島村の特別になりたい安達からしたら最高の言葉ですね。しかし、この後も突然抱き着いたことを注意されています。しかも抱き着きたい理由があったかいからだと・・・。もっといろいろ言いようがあったのでは(笑)
「あったまろう!しまむら」、「んー・・・まぁいっか、よし来い!」このやりとりは、安達と島村が今までも、そしてこれからも仲良しでありたいと思っていることがわかる素敵なシーンとなっています。
神に祈った安達の命運は・・・
授業にもちゃんと参加するようになり、無事2年生に進級した安達でしたが、島村と一緒のクラスになれるのかという不安で頭はいっぱいでした。
島村はそこまで安達のことを必要とはしていないし、会いに行けば拒まないものの、積極的に島村から会いに来るとは思えないと安達は考えています。
もし別々のクラスになれば今以上に一方的な関係になってしまうかもしれない。神に祈りながら見たクラス表には安達と島村の名前が。
今日も、明日も、明後日も島村と一緒に過ごせる。
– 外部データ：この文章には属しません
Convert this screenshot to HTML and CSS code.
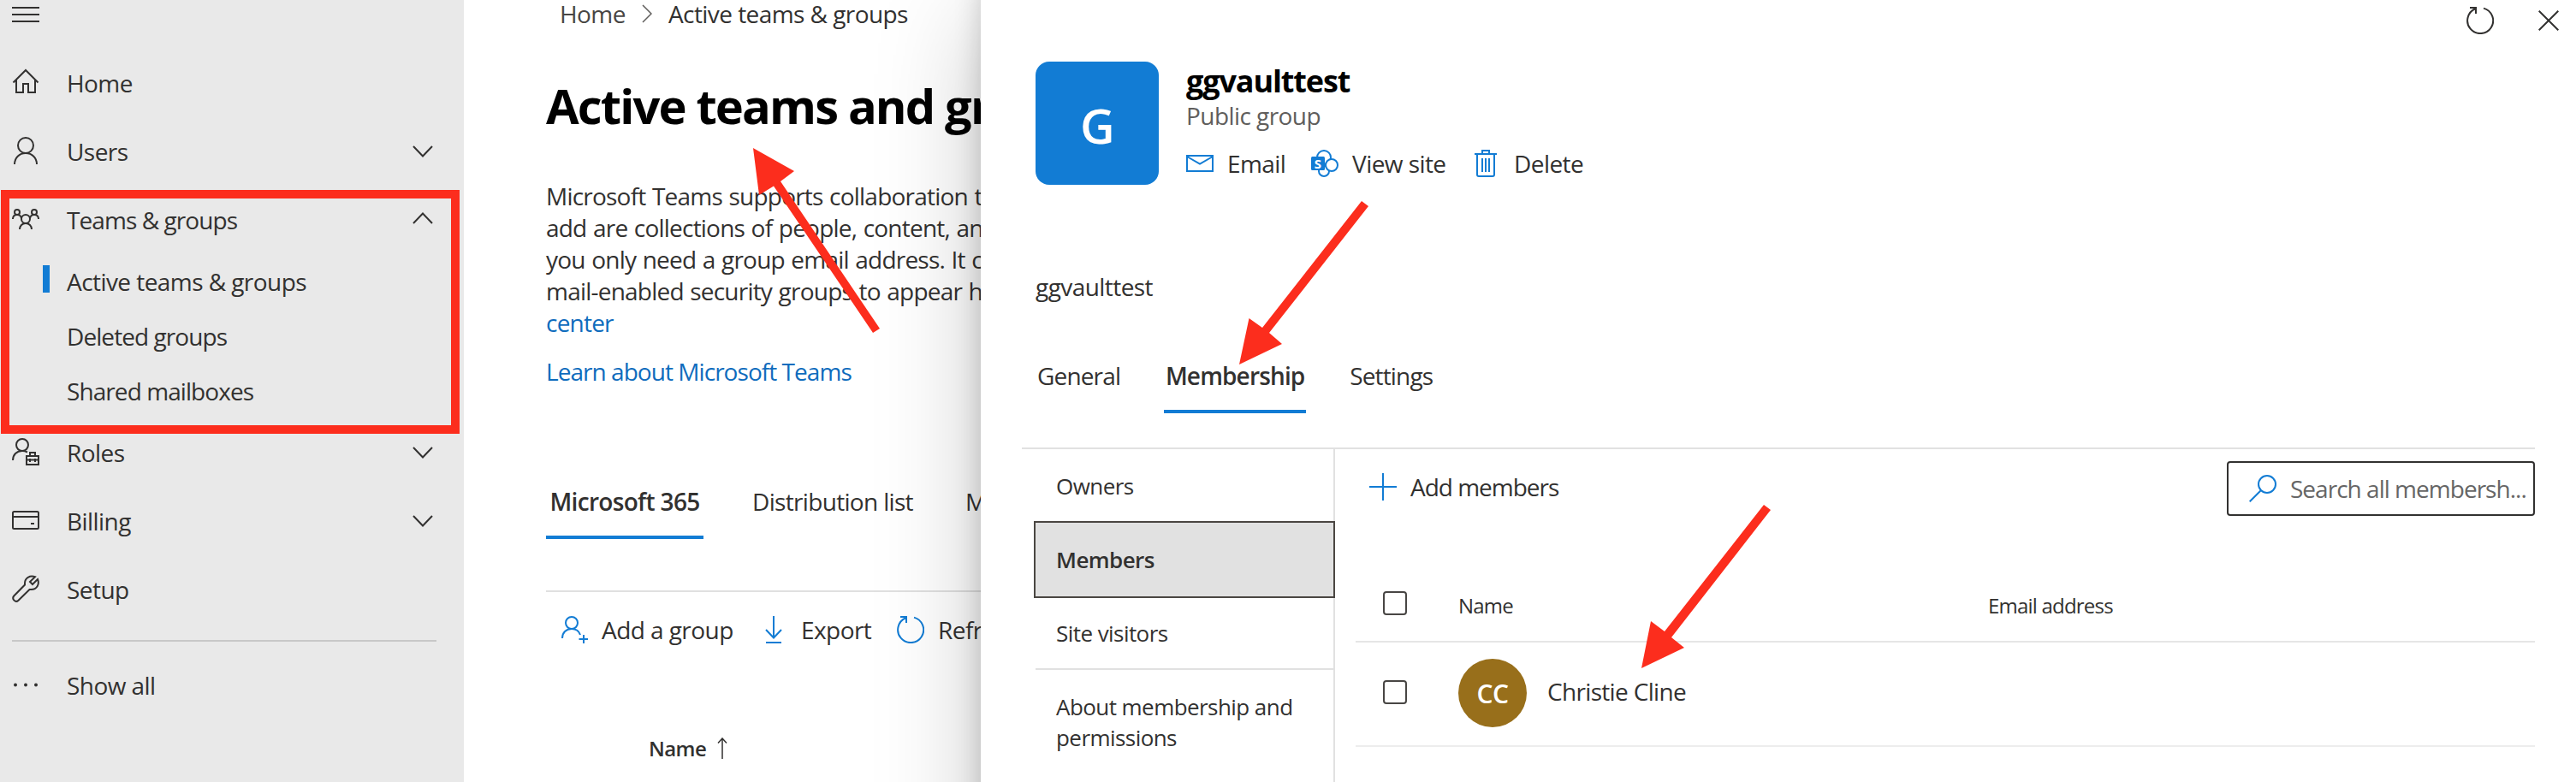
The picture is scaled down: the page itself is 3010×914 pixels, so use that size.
FILE: index.html
```html
<!DOCTYPE html>
<html lang="en">
<head>
    <meta charset="utf-8">
    <title>Active teams &amp; groups</title>
    <link rel="stylesheet" href="styles.css">
</head>
<body>
    <div class="app">
        <nav class="sidebar">
            <div class="menu-btn">
                <svg width="32" height="18"><path d="M0 1h32M0 9h32M0 17h32"/></svg>
            </div>
            <a class="nav-item">
                <svg class="nav-icon" width="32" height="32" viewBox="0 0 32 32"><path d="M1.500 16.500L16 2l14.500 14.500M5 13.500V28h8V18h6v10h8V13.500"/></svg>
                <span>Home</span>
            </a>
            <a class="nav-item">
                <svg class="nav-icon" width="32" height="32" viewBox="0 0 32 32"><circle cx="16" cy="10" r="9"/><path d="M3 32c0-7.500 5.500-13 13-13s13 5.500 13 13"/></svg>
                <span>Users</span>
                <svg class="chevron" width="24" height="14" viewBox="0 0 24 14"><path d="M1 1l11 11.500L23 1"/></svg>
            </a>
            <a class="nav-item">
                <svg class="nav-icon" width="32" height="32" viewBox="0 0 32 32"><circle cx="6" cy="8" r="3"/><circle cx="26" cy="8" r="3"/><circle cx="16" cy="16" r="5"/><path d="M1 16c0-3 2-5 5-5s4.500 1.500 5 4M31 16c0-3-2-5-5-5s-4.500 1.500-5 4M9 28c0-4 3-7 7-7s7 3 7 7"/></svg>
                <span class="tight">Teams &amp; groups</span>
                <svg class="chevron up" width="24" height="14" viewBox="0 0 24 14"><path d="M1 13L12 1.500 23 13"/></svg>
            </a>
            <a class="nav-sub active">Active teams &amp; groups</a>
            <a class="nav-sub tight">Deleted groups</a>
            <a class="nav-sub tight">Shared mailboxes</a>
            <a class="nav-item">
                <svg class="nav-icon" width="32" height="32" viewBox="0 0 32 32"><circle cx="12" cy="8" r="7"/><path d="M1 26c0-6.500 4.500-11 11-11 2.200 0 4 .5 6 1.500"/><path d="M17 21h14v10H17zM21 21v-4h6v4M17 25.500h14M21 24v4M27 24v4"/></svg>
                <span>Roles</span>
                <svg class="chevron" width="24" height="14" viewBox="0 0 24 14"><path d="M1 1l11 11.500L23 1"/></svg>
            </a>
            <a class="nav-item">
                <svg class="nav-icon" width="32" height="32" viewBox="0 0 32 32"><rect x="1" y="6" width="30" height="20" rx="1.500"/><path d="M1 12h30M22 20h4"/></svg>
                <span>Billing</span>
                <svg class="chevron" width="24" height="14" viewBox="0 0 24 14"><path d="M1 1l11 11.500L23 1"/></svg>
            </a>
            <a class="nav-item">
                <svg class="nav-icon" width="32" height="32" viewBox="0 0 32 32"><path d="M27 2.200C21 0 15 3.500 15 9.500v2L2.300 24.500c-3 3.500 1.700 8.500 5.200 5.200L20.500 17h2c6.500 0 10-6 7.500-12l-6 6-3-3z"/></svg>
                <span>Setup</span>
            </a>
            <div class="divider"></div>
            <a class="nav-item">
                <svg class="nav-icon dots" width="32" height="32" viewBox="0 0 32 32"><circle cx="4" cy="16.500" r="2"/><circle cx="16" cy="16.500" r="2"/><circle cx="28" cy="16.500" r="2"/></svg>
                <span>Show all</span>
            </a>
        </nav>

        <main class="main">
            <div class="breadcrumb">
                <span class="crumb">Home</span>
                <svg width="12" height="22" viewBox="0 0 12 22"><path d="M1 1l10 10L1 21"/></svg>
                <span>Active teams &amp; groups</span>
            </div>
            <h1>Active teams and groups</h1>
            <p class="intro">
                Microsoft Teams supports collaboration through<br>
                add are collections of people, content, and tools<br>
                you only need a group email address. It can take<br>
                mail-enabled security groups to appear here<br>
                <a>center</a>
            </p>
            <a class="learn">Learn about Microsoft Teams</a>
            <div class="tabs">
                <span class="tab selected">Microsoft 365</span>
                <span class="tab">Distribution list</span>
                <span class="tab">Mail-enabled security</span>
            </div>
            <div class="toolbar">
                <svg width="32" height="32" viewBox="0 0 32 32"><circle cx="13" cy="8" r="7"/><path d="M2 26c0-6.500 4.500-11 11-11 5 0 8.500 2.500 10 7M27 22v10M21.500 27h11"/></svg>
                <span class="t-add">Add a group</span>
                <svg width="20" height="32" viewBox="0 0 20 32"><path d="M10 0v25M1 16l9 9.500 9-9.500M1 31h18"/></svg>
                <span class="t-export">Export</span>
                <svg width="32" height="32" viewBox="0 0 32 32"><path d="M20 1.600A15 15 0 1 1 10.500 2.200M4 1h7v7"/></svg>
                <span>Refresh</span>
            </div>
            <div class="list-head">
                <span>Name</span>
                <svg width="12" height="25" viewBox="0 0 12 25"><path d="M6 25V1M1 6.500L6 1l5 5.500"/></svg>
            </div>
        </main>

        <section class="panel">
            <div class="panel-top">
                <svg width="32" height="32" viewBox="0 0 32 32"><path d="M20 1.600A15 15 0 1 1 10.500 2.200M4 1h7v7"/></svg>
                <svg width="24" height="24" viewBox="0 0 24 24"><path d="M.7.700l22.600 22.600M23.300.7L.7 23.300"/></svg>
            </div>
            <div class="hero">
                <div class="logo">G</div>
                <div>
                    <h2>ggvaulttest</h2>
                    <div class="kind">Public group</div>
                    <div class="actions">
                        <svg width="32" height="32" viewBox="0 0 32 32"><path d="M1 7h30v18H1zM1 8l15 8.500L31 8"/></svg>
                        <span class="a-email">Email</span>
                        <svg width="32" height="32" viewBox="0 0 32 32"><circle cx="15" cy="9" r="8"/><circle cx="15" cy="25" r="6"/><circle cx="24" cy="18" r="7"/><rect class="sp-box" x="0" y="8" width="16" height="16" rx="1.500"/><text x="3.800" y="21.500">S</text></svg>
                        <span class="a-site">View site</span>
                        <svg width="26" height="32" viewBox="0 0 26 32"><path d="M0 5h26M9 5V1h8v4M3 5v24q0 2 2 2h16q2 0 2-2V5M9 10v16M13 10v16M17 10v16"/></svg>
                        <span class="a-delete">Delete</span>
                    </div>
                </div>
            </div>
            <p class="group-desc">ggvaulttest</p>
            <div class="tabs panel-tabs">
                <span class="tab">General</span>
                <span class="tab selected">Membership</span>
                <span class="tab">Settings</span>
            </div>
            <div class="panel-body">
                <div class="side">
                    <a>Owners</a>
                    <a class="current">Members</a>
                    <a class="last">Site visitors</a>
                    <a class="about">About membership and permissions</a>
                </div>
                <div class="content">
                    <div class="commands">
                        <div class="add-members">
                            <svg width="32" height="32" viewBox="0 0 32 32"><path d="M16 0v32M0 16h32"/></svg>
                            <span>Add members</span>
                        </div>
                        <div class="search">
                            <svg width="32" height="32" viewBox="0 0 32 32"><circle cx="21" cy="11" r="10"/><path d="M14 18L.7 31.300"/></svg>
                            <span>Search all membersh...</span>
                        </div>
                    </div>
                    <div class="row head">
                        <i class="checkbox"></i>
                        <div class="col-name">Name</div>
                        <div>Email address</div>
                    </div>
                    <div class="row">
                        <i class="checkbox"></i>
                        <div class="col-name">
                            <span class="persona">CC</span>
                            <span class="person">Christie Cline</span>
                        </div>
                    </div>
                </div>
            </div>
        </section>

        <!-- callouts -->
        <div class="highlight"></div>
        <svg class="arrows" width="3010" height="914" viewBox="0 0 3010 914">
            <polygon points="880,173 928,200 912,212 1028,384 1020,389 904,217.500 887,228"/>
            <polygon points="1591,235 1599,241 1483,389 1498,402 1448,426 1459.500,372 1475,383"/>
            <polygon points="2061,590 2069,596 1953,745 1968,757 1918,781 1929,726 1945,738"/>
        </svg>
    </div>
</body>
</html>
```
FILE: styles.css
```css
* {
    box-sizing: border-box;
}
body {
    margin: 0;
    background: #fff;
    color: #323130;
    font-family: "Open Sans", "Noto Sans", sans-serif;
    font-size: 28px;
    letter-spacing: -0.02em;
    overflow: hidden;
}
svg {
    display: block;
    flex: none;
    fill: none;
    stroke: #323130;
    stroke-width: 2;
}
h1, h2, p {
    margin: 0;
}
.app {
    position: relative;
    display: flex;
    width: 3010px;
    height: 914px;
    overflow: hidden;
    white-space: nowrap;
}

/* left navigation */
.sidebar {
    width: 542px;
    flex: none;
    background: #e9e9e9;
}
.menu-btn {
    height: 57px;
    padding: 8px 14px;
}
.nav-item {
    display: flex;
    align-items: center;
    height: 80px;
    padding: 0 36px 0 14px;
}
.nav-item .nav-icon {
    margin: -2px 32px 0 0;
}
.nav-item .chevron {
    margin-left: auto;
}
.nav-item .chevron.up {
    margin-top: -4px;
}
.nav-sub {
    display: flex;
    align-items: center;
    height: 64px;
    padding-left: 78px;
}
.tight {
    letter-spacing: -0.033em;
}
.nav-sub.active {
    position: relative;
}
.nav-sub.active::before {
    content: "";
    position: absolute;
    left: 50px;
    top: 13px;
    width: 8px;
    height: 32px;
    background: #127cd4;
}
.dots {
    fill: #323130;
    stroke: none;
}
.divider {
    height: 2px;
    margin: 19px 32px 11px 14px;
    background: #c8c8c8;
}

/* page behind the panel */
.main {
    width: 604px;
    flex: none;
    padding-left: 96px;
    overflow: hidden;
}
.breadcrumb {
    display: flex;
    align-items: center;
    height: 32px;
    padding-left: 16px;
    line-height: 32px;
}
.breadcrumb svg {
    margin: 0 19px;
    stroke: #605e5c;
    stroke-width: 1.5;
}
.crumb {
    color: #484644;
}
h1 {
    margin-top: 55px;
    font-size: 56px;
    line-height: 72px;
    letter-spacing: -0.033em;
    color: #000;
}
.intro {
    margin-top: 52px;
    line-height: 37px;
    letter-spacing: -0.028em;
    word-spacing: 1px;
}
.intro a, .learn {
    color: #0f6cbd;
}
.learn {
    display: block;
    margin-top: 20px;
    line-height: 37px;
    letter-spacing: -0.034em;
}
.tabs {
    display: flex;
    gap: 53px;
    margin-top: 89px;
    letter-spacing: -0.024em;
}
.tab {
    flex: none;
    height: 88px;
    line-height: 88px;
    padding: 0 4px;
}
.tab.selected {
    position: relative;
    width: 184px;
    padding: 0;
    font-weight: 600;
    text-align: center;
}
.tab.selected::after {
    content: "";
    position: absolute;
    left: 0;
    right: 0;
    bottom: 0;
    height: 4px;
    background: #127cd4;
}
.toolbar {
    display: flex;
    align-items: center;
    height: 90px;
    margin-top: 60px;
    padding-left: 17px;
    border-top: 2px solid #e0e0e0;
}
.toolbar svg {
    stroke: #127cd4;
}
.toolbar span {
    flex: none;
    margin-left: 16px;
}
.toolbar .t-add {
    width: 191px;
}
.toolbar .t-export {
    width: 112px;
    margin-left: 22px;
}
.list-head {
    display: flex;
    align-items: center;
    gap: 13px;
    height: 80px;
    margin-top: 54px;
    padding-left: 120px;
    font-size: 24px;
    font-weight: 600;
}
.list-head svg {
    stroke-width: 1.5;
}

/* group details panel */
.panel {
    position: absolute;
    left: 1146px;
    right: 0;
    top: -32px;
    height: 1100px;
    padding: 32px 48px 0;
    background: #fff;
    box-shadow: 0 51px 115px rgba(0, 0, 0, 0.22), 0 10px 29px rgba(0, 0, 0, 0.18);
}
.panel-top {
    display: flex;
    justify-content: flex-end;
    align-items: center;
    gap: 52px;
    height: 48px;
    margin-right: -28px;
}
.hero {
    display: flex;
    gap: 32px;
    height: 144px;
    margin: 24px 0 0 16px;
}
.logo {
    width: 144px;
    height: 144px;
    border-radius: 16px;
    background: #127cd4;
    color: #fff;
    font-size: 56px;
    font-weight: 600;
    line-height: 148px;
    text-align: center;
}
h2 {
    margin-top: 1px;
    font-size: 36px;
    line-height: 44px;
    letter-spacing: -0.031em;
    color: #000;
}
.kind {
    line-height: 36px;
    color: #605e5c;
}
.actions {
    display: flex;
    align-items: center;
    height: 44px;
    margin-top: 16px;
}
.actions svg {
    stroke: #127cd4;
}
.actions span {
    margin-left: 16px;
}
.actions .a-email {
    width: 98px;
}
.actions .a-site {
    width: 143px;
}
.actions .a-delete {
    margin-left: 20px;
}
.actions .sp-box {
    fill: #127cd4;
    stroke: none;
}
.actions circle {
    fill: #fff;
}
.actions text {
    fill: #fff;
    stroke: none;
    font-size: 15px;
    font-weight: 700;
}
.group-desc {
    margin: 100px 0 0 16px;
    line-height: 38px;
}
.panel-tabs {
    gap: 47px;
    margin: 41px 0 0 14px;
    letter-spacing: -0.03em;
}
.panel-tabs .tab.selected {
    width: 166px;
}
.panel-body {
    display: flex;
    height: 600px;
    margin-top: 40px;
    border-top: 2px solid #e1e1e1;
}
.side {
    width: 350px;
    margin-left: 16px;
    flex: none;
    border-right: 2px solid #e1e1e1;
    font-size: 26px;
}
.side a {
    display: block;
    height: 86px;
    padding-left: 24px;
    line-height: 86px;
}
.side .current {
    outline: 2px solid #4a4642;
    background: #e1e1e1;
    font-weight: 600;
}
.side .last {
    border-bottom: 2px solid #e1e1e1;
}
.side .about {
    padding-top: 25px;
    line-height: 36px;
    white-space: normal;
}
.content {
    flex: 1;
    padding: 14px 0 0 24px;
}
.commands {
    display: flex;
    justify-content: space-between;
}
.add-members {
    display: flex;
    align-items: center;
    gap: 16px;
    height: 60px;
    padding-left: 16px;
    letter-spacing: -0.036em;
}
.add-members svg {
    stroke: #127cd4;
}
.search {
    display: flex;
    align-items: center;
    width: 360px;
    height: 64px;
    padding-left: 24px;
    border: 2px solid #323130;
    border-radius: 4px;
    color: #666;
    letter-spacing: -0.035em;
}
.search svg {
    margin-right: 16px;
    stroke: #127cd4;
}
.row {
    display: flex;
    align-items: center;
    height: 122px;
    padding-left: 32px;
    border-bottom: 2px solid #ededed;
}
.row.head {
    height: 86px;
    margin-top: 62px;
    border-color: #e6e6e6;
    font-size: 24px;
    letter-spacing: -0.033em;
}
.checkbox {
    width: 28px;
    height: 28px;
    margin: -4px 60px 0 0;
    border: 2px solid #484644;
    border-radius: 4px;
}
.col-name {
    display: flex;
    align-items: center;
    width: 619px;
}
.persona {
    width: 80px;
    height: 80px;
    margin: -2px 24px 0 0;
    border-radius: 50%;
    background: #986f1b;
    color: #fff;
    font-size: 30px;
    font-weight: 600;
    line-height: 82px;
    text-align: center;
}
.person {
    margin-top: -7px;
    letter-spacing: -0.024em;
}

/* callouts */
.highlight {
    position: absolute;
    left: 1px;
    top: 222px;
    width: 536px;
    height: 285px;
    border: 10px solid #fc2d1d;
}
.arrows {
    position: absolute;
    left: 0;
    top: 0;
    fill: #fc2d1d;
    stroke: none;
}
```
今までで一番の喜びを見せる安達でした。
島村を想う、安達ってどんな人物?心境の変化も併せて紹介!!まとめ
いかがだったでしょうか?
最初は美人でクールという印象の安達ですが、島村と出会い、共に過ごしていく中で、彼女の心は大きく変化していきます。
ちょっとイキ過ぎなところもありますが、ピュアで律義で優しく、ちょっぴり間抜けな安達はとても魅力的なキャラクターだと思います。
『安達としまむら』は絵も綺麗で、内容もディープ過ぎる内容ではない為、百合作品はちょっとという人でも見やすい作品だと思います。
まだ見たことないという方は、是非一度見て見てみてくださいね。